On Wed, Apr 22, 2009 at 11:23:11PM +0200, Eike Welk wrote:

>How do you decide that a word is a keyword (AU, AB, UN) and not a part 
>of the text? There could be a file like this:
>
><567>
>AU  - Bibliographical Theory and Practice - Volume 1 - The AU  - Tag 
>and its applications  
>AB  - Texts in Library Science
><568>
>AU  - Bibliographical Theory and Practice - Volume 2 - The 
>AB  - Tag and its applications  
>AB  - Texts in Library Science
><569>
>AU  - AU  - AU  - AU  - AU  - AU  - AU  - AU  - AU  - AU  - AU  - 
>AU  - AU  - AU  - AU  - AU  - AU  - AU  - AU  - AU  - AU  - AU 
>AB  - AU  - AU  - AU  - AU  - AU  - AU  - AU  - AU  - AU  - AU  - 
>AU  - AU  - AU  - AU  - AU  - AU  - AU  - AU  - AU  - AU  - AU
>ZZ  - Somewhat nonsensical case

This is a good case, and luckily the files are validated on the other
end to prevent this kind of collision.

>To me it seems that a parsing library is unnecessary.
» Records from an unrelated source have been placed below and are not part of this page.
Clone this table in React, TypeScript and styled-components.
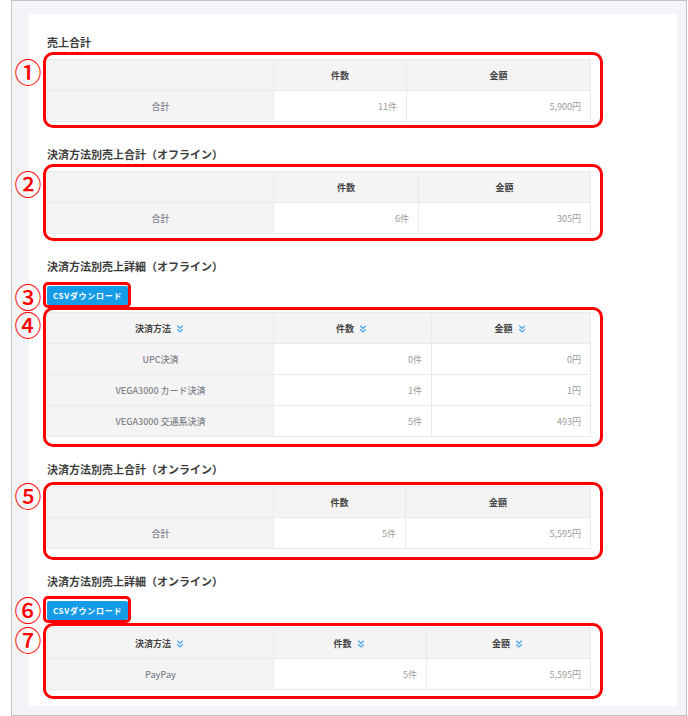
import React from "react";
import styled, { createGlobalStyle } from "styled-components";
import { ChevronsDown } from "lucide-react";

const GlobalStyle = createGlobalStyle`
  body {
    margin: 0;
    background: #ffffff;
    font-family: "Noto Sans CJK JP", "Noto Sans", sans-serif;
  }
`;

type Row = { label: string; count: string; amount: string };

type Section = {
  title: string;
  csv?: { mark: string; box: number[]; markTop: number };
  sortable?: boolean;
  cols: number[];
  rows: Row[];
  mark: string;
  box: number[]; // top, bottom offsets of the red annotation
  markTop: number;
};

const sections: Section[] = [
  {
    title: "売上合計",
    cols: [226, 133, 184],
    rows: [{ label: "合計", count: "11件", amount: "5,900円" }],
    mark: "①",
    box: [7, 6],
    markTop: 13,
  },
  {
    title: "決済方法別売上合計（オフライン）",
    cols: [226, 145, 172],
    rows: [{ label: "合計", count: "6件", amount: "305円" }],
    mark: "②",
    box: [7, 7],
    markTop: 13,
  },
  {
    title: "決済方法別売上詳細（オフライン）",
    csv: { mark: "③", box: [4, 3], markTop: 11 },
    sortable: true,
    cols: [226, 158, 159],
    rows: [
      { label: "UPC決済", count: "0件", amount: "0円" },
      { label: "VEGA3000 カード決済", count: "1件", amount: "1円" },
      { label: "VEGA3000 交通系決済", count: "5件", amount: "493円" },
    ],
    mark: "④",
    box: [5, 10],
    markTop: 13,
  },
  {
    title: "決済方法別売上合計（オンライン）",
    cols: [226, 132, 185],
    rows: [{ label: "合計", count: "5件", amount: "5,595円" }],
    mark: "⑤",
    box: [4, 11],
    markTop: 10,
  },
  {
    title: "決済方法別売上詳細（オンライン）",
    csv: { mark: "⑥", box: [5, 3], markTop: 9 },
    sortable: true,
    cols: [226, 153, 164],
    rows: [{ label: "PayPay", count: "5件", amount: "5,595円" }],
    mark: "⑦",
    box: [4, 9],
    markTop: 13,
  },
];

const Frame = styled.div`
  margin-left: 11px;
  width: 674px;
  min-height: 714px;
  border: 1px solid #c3c3c3;
  background: #f3f4f8;
  display: flex;
  flex-direction: column;
`;

const Card = styled.div`
  margin: 13px 9px 9px 17px;
  background: #ffffff;
  padding: 20px 18px 15px 18px;
  flex: 1;
  display: flex;
  flex-direction: column;
`;

const Block = styled.section`
  display: flex;
  flex-direction: column;
  align-items: flex-start;
  & + & {
    margin-top: 24px;
  }
`;

const Title = styled.h3`
  margin: 0 0 9px 0;
  font-size: 11px;
  line-height: 16px;
  font-weight: 700;
  color: #3d3d3d;
`;

const CsvButton = styled.button`
  height: 19px;
  width: 81px;
  padding: 0;
  border: none;
  border-radius: 2px;
  background: #169be6;
  color: #ffffff;
  font-family: "Noto Sans CJK JP", "Noto Sans", sans-serif;
  font-size: 8px;
  font-weight: 700;
  letter-spacing: 0.7px;
  display: flex;
  align-items: center;
  justify-content: center;
`;

const Annotated = styled.div<{ $mb?: number; $mt?: number }>`
  position: relative;
  margin-top: ${(p) => p.$mt || 0}px;
  margin-bottom: ${(p) => p.$mb || 0}px;
`;

const RedBox = styled.div<{ $top: number; $bottom: number; $right: number; $radius: number }>`
  position: absolute;
  left: -4px;
  right: -${(p) => p.$right}px;
  top: -${(p) => p.$top}px;
  bottom: -${(p) => p.$bottom}px;
  border: 3px solid #ff0000;
  border-radius: ${(p) => p.$radius}px;
  pointer-events: none;
`;

const Mark = styled.span<{ $top: number }>`
  position: absolute;
  left: -33px;
  top: ${(p) => p.$top - 11}px;
  width: 28px;
  height: 22px;
  line-height: 22px;
  text-align: center;
  font-family: "Noto Sans CJK JP", sans-serif;
  font-size: 27px;
  font-weight: 500;
  color: #ff0000;
`;

const Table = styled.table`
  width: 543px;
  border-collapse: collapse;
  table-layout: fixed;
  border: 1px solid #e6ebf2;
  font-size: 9px;
`;

const HeadCell = styled.th`
  height: 30px;
  padding: 0;
  background: #f4f4f4;
  border: 1px solid #e6ebf2;
  color: #444444;
  font-weight: 700;
  text-align: center;
  vertical-align: middle;
`;

const SortIcon = styled(ChevronsDown)`
  color: #4aa6ef;
  vertical-align: -3px;
  margin-left: 3px;
`;

const LabelCell = styled.td`
  height: 30px;
  padding: 0;
  background: #f4f4f4;
  border: 1px solid #e6ebf2;
  color: #7d828a;
  font-weight: 500;
  text-align: center;
`;

const NumCell = styled.td`
  height: 30px;
  padding: 0 9px 0 0;
  background: #ffffff;
  border: 1px solid #e6ebf2;
  color: #9c9c9c;
  text-align: right;
`;

const SortHead = ({ text, sortable }: { text: string; sortable?: boolean }) => (
  <HeadCell>
    {text}
    {sortable && <SortIcon size={12} strokeWidth={2.2} />}
  </HeadCell>
);

const App = () => {
  return (
    <>
      <GlobalStyle />
      <Frame>
        <Card>
          {sections.map((s) => (
            <Block key={s.title}>
              <Title>{s.title}</Title>
              {s.csv && (
                <Annotated $mt={3} $mb={7}>
                  <CsvButton>CSVダウンロード</CsvButton>
                  <RedBox $top={s.csv.box[0]} $bottom={s.csv.box[1]} $right={3} $radius={5} />
                  <Mark $top={s.csv.markTop}>{s.csv.mark}</Mark>
                </Annotated>
              )}
              <Annotated>
                <Table>
                  <colgroup>
                    {s.cols.map((w, i) => (
                      <col key={i} style={{ width: w }} />
                    ))}
                  </colgroup>
                  <thead>
                    <tr>
                      {s.sortable ? <SortHead text="決済方法" sortable /> : <HeadCell />}
                      <SortHead text="件数" sortable={s.sortable} />
                      <SortHead text="金額" sortable={s.sortable} />
                    </tr>
                  </thead>
                  <tbody>
                    {s.rows.map((r) => (
                      <tr key={r.label}>
                        <LabelCell>{r.label}</LabelCell>
                        <NumCell>{r.count}</NumCell>
                        <NumCell>{r.amount}</NumCell>
                      </tr>
                    ))}
                  </tbody>
                </Table>
                <RedBox $top={s.box[0]} $bottom={s.box[1]} $right={12} $radius={10} />
                <Mark $top={s.markTop}>{s.mark}</Mark>
              </Annotated>
            </Block>
          ))}
        </Card>
      </Frame>
    </>
  );
};

export default App;
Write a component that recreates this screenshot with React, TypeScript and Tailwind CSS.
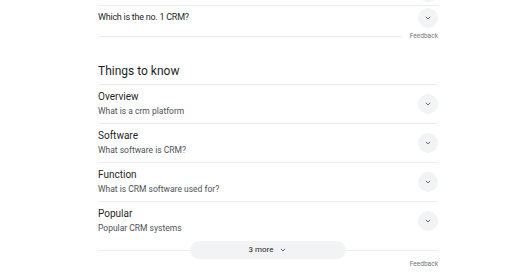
import React from "react";

const Chevron: React.FC<{ size?: number }> = ({ size = 8 }) => (
    <svg width={size} height={size} viewBox="0 0 10 10" fill="none">
        <polyline points="2.7,3.9 5,6.2 7.3,3.9" stroke="#4d5156" strokeWidth="1.1" strokeLinecap="round" strokeLinejoin="round" />
    </svg>
);

const CircleBtn: React.FC<{ className?: string }> = ({ className = "" }) => (
    <div className={`w-[20px] h-[20px] rounded-full bg-[#f1f3f4] flex items-center justify-center shrink-0 ${className}`}>
        <Chevron />
    </div>
);

const topics = [
    { title: "Overview", sub: "What is a crm platform" },
    { title: "Software", sub: "What software is CRM?" },
    { title: "Function", sub: "What is CRM software used for?" },
    { title: "Popular", sub: "Popular CRM systems" },
];

export default function App() {
    return (
        <div className="w-[520px] h-[272px] bg-white overflow-hidden" style={{ fontFamily: "Roboto, 'Liberation Sans', sans-serif" }}>
            <div className="ml-[98px] w-[340px]">
                {/* tail of the previous question */}
                <div className="h-[5px] overflow-hidden flex justify-end">
                    <CircleBtn className="-mt-[18px]" />
                </div>

                <div className="border-t border-[#ecedef] flex items-center justify-between pt-[2px] pb-[3px]">
                    <span className="text-[9px] tracking-[-0.25px] text-[#1f1f1f]">Which is the no. 1 CRM?</span>
                    <CircleBtn />
                </div>
                <div className="flex items-center h-[10px]">
                    <div className="flex-1 h-px bg-[#ecedef]"></div>
                    <span className="ml-[8px] text-[6.6px] leading-[10px] text-[#70757a]">Feedback</span>
                </div>

                {/* Things to know */}
                <h2 className="mt-[20px] pb-[3px] text-[12px] leading-[20px] text-[#1f1f1f]">Things to know</h2>

                {topics.map((t) => (
                    <div key={t.title} className="border-t border-[#ecedef] flex items-center justify-between pt-[5px] pb-[5px]">
                        <div className="flex flex-col">
                            <span className="text-[10px] leading-[14px] text-[#1f1f1f]">{t.title}</span>
                            <span className="text-[8.5px] leading-[14px] text-[#4d5156]">{t.sub}</span>
                        </div>
                        <CircleBtn />
                    </div>
                ))}

                <div className="relative flex items-center justify-center h-[18px] mt-[1px]">
                    <div className="absolute left-0 right-0 top-1/2 h-px bg-[#ecedef]"></div>
                    <button className="relative w-[156px] h-[18px] rounded-full bg-[#f1f3f4] flex items-center justify-center gap-[6px] text-[8px] text-[#1f1f1f]">
                        <span>3 more</span>
                        <Chevron />
                    </button>
                </div>
                <div className="flex justify-end h-[10px] items-center">
                    <span className="text-[6.6px] leading-[10px] text-[#70757a]">Feedback</span>
                </div>
            </div>
        </div>
    );
}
Just look at the 
>first few characters of each line and decide if its the start of a 
>record, a tag or normal text. You might need some additional 
>algorithm for corner cases.

If this was the only type of file I'd need to parse, I'd agree with you,
but this is one of at least 4 formats I'll need to process, and so a
robust methodology will serve me better than a regex-based one-off.
-- 

yours,

William